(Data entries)
━━━━━━━━━━

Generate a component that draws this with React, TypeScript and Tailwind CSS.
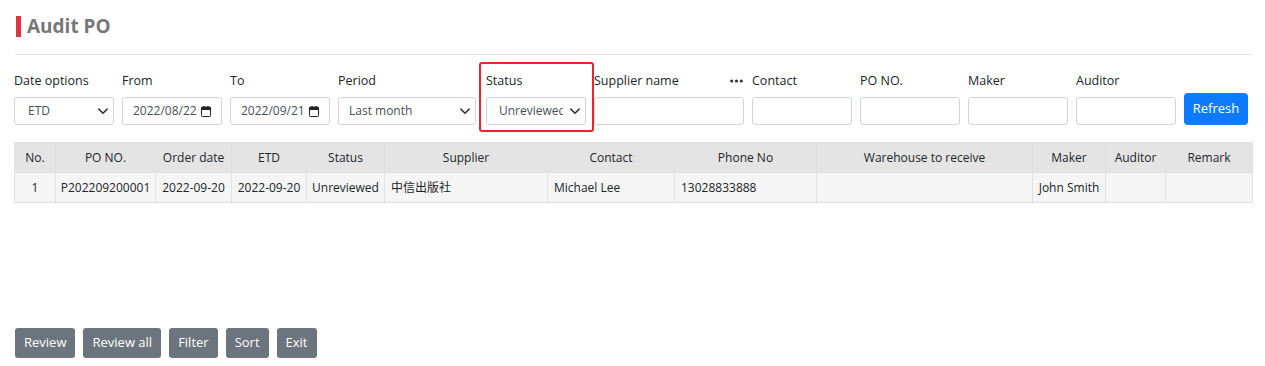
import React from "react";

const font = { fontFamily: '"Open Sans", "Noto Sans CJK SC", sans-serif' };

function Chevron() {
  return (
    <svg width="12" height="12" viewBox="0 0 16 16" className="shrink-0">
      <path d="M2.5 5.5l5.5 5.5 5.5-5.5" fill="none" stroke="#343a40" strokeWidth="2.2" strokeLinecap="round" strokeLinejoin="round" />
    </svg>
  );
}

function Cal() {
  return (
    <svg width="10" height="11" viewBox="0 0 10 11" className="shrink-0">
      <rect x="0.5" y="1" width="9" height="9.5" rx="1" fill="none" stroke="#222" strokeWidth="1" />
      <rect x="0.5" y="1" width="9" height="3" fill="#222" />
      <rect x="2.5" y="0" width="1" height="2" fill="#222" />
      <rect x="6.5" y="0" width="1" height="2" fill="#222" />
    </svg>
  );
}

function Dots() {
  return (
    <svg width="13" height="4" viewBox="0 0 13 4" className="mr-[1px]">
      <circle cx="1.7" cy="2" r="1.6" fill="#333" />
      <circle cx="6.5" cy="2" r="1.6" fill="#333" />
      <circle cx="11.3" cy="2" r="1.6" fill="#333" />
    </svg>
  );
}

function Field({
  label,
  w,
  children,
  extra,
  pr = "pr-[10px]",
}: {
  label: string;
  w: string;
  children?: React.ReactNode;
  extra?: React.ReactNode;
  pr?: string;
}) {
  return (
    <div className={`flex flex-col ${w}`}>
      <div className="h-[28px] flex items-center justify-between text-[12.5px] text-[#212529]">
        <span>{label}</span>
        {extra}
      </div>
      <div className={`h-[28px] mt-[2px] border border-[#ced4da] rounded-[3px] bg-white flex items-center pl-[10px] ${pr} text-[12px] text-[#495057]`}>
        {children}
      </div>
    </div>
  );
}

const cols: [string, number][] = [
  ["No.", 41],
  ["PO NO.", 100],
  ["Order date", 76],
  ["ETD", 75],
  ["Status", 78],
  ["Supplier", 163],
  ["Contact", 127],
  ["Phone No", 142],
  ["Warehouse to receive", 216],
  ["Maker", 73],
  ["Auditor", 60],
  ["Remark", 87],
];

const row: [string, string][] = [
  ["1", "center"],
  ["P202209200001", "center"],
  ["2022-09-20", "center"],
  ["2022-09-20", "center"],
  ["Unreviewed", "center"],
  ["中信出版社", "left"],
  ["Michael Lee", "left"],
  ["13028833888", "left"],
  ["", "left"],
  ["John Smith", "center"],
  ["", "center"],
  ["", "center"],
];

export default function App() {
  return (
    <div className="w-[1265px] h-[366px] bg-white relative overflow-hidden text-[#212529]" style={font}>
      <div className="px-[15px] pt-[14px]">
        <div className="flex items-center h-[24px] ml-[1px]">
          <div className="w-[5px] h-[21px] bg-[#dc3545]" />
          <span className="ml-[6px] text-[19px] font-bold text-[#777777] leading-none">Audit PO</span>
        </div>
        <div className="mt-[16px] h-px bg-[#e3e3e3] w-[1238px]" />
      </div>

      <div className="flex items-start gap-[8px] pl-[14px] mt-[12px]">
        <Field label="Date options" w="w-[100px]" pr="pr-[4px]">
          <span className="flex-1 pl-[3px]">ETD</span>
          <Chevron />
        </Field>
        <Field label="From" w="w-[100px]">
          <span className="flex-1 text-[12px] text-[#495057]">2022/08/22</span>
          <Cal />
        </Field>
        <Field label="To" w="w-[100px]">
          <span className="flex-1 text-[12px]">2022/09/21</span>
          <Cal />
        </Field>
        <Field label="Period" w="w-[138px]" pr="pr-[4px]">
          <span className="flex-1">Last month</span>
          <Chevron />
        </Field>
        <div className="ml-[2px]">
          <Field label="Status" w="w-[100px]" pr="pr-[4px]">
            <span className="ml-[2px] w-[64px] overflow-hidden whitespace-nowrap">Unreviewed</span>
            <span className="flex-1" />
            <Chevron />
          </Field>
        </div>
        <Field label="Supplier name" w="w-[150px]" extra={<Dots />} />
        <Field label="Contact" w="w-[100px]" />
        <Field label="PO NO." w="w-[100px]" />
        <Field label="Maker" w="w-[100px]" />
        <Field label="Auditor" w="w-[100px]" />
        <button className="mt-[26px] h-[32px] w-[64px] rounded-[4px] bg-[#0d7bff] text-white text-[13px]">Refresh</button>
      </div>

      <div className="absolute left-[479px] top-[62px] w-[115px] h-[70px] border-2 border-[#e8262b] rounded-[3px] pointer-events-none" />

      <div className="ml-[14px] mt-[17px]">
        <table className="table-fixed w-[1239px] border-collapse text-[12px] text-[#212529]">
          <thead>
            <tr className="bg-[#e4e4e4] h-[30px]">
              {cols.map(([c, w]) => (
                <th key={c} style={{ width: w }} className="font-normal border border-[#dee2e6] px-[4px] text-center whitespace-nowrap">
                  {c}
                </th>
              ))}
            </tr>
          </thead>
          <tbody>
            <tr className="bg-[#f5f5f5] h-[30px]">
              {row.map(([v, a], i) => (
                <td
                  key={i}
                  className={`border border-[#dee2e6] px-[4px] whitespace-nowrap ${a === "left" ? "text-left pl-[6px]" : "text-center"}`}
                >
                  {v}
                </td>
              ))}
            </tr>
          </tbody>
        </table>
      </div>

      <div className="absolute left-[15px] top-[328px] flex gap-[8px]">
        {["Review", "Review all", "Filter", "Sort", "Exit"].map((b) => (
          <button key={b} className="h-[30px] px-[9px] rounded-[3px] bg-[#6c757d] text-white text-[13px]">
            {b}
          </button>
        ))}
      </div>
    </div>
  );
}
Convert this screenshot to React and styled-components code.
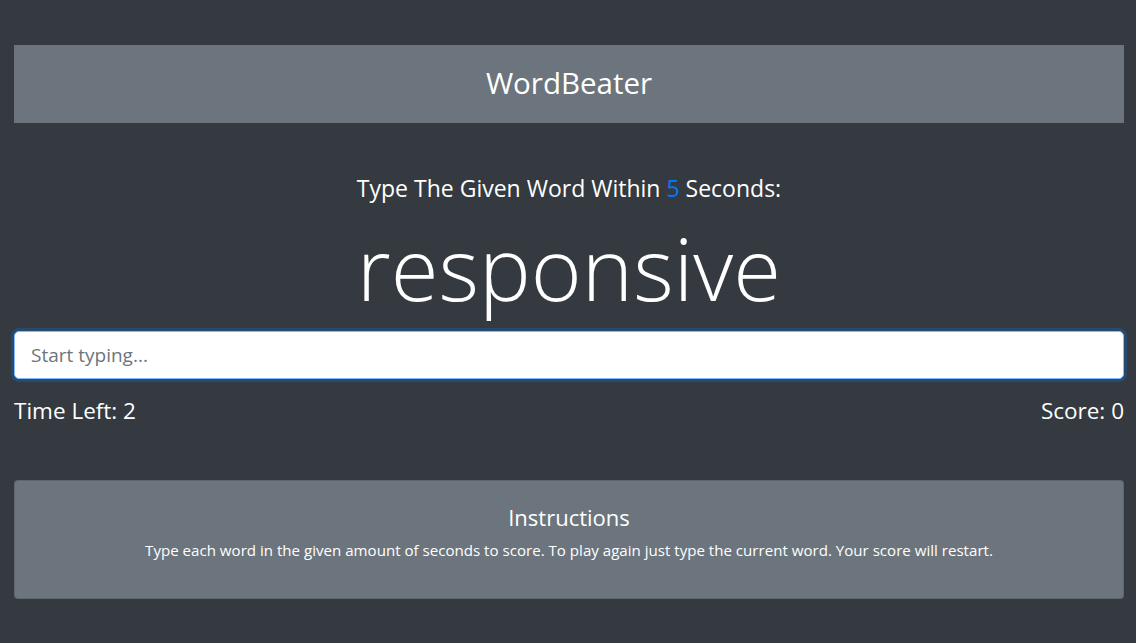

━━━━━━━━━━

*Aim of the task*:
Above is a listing; report how many of its lines include the word "React", giving the number only.

*Exercise solution*:
5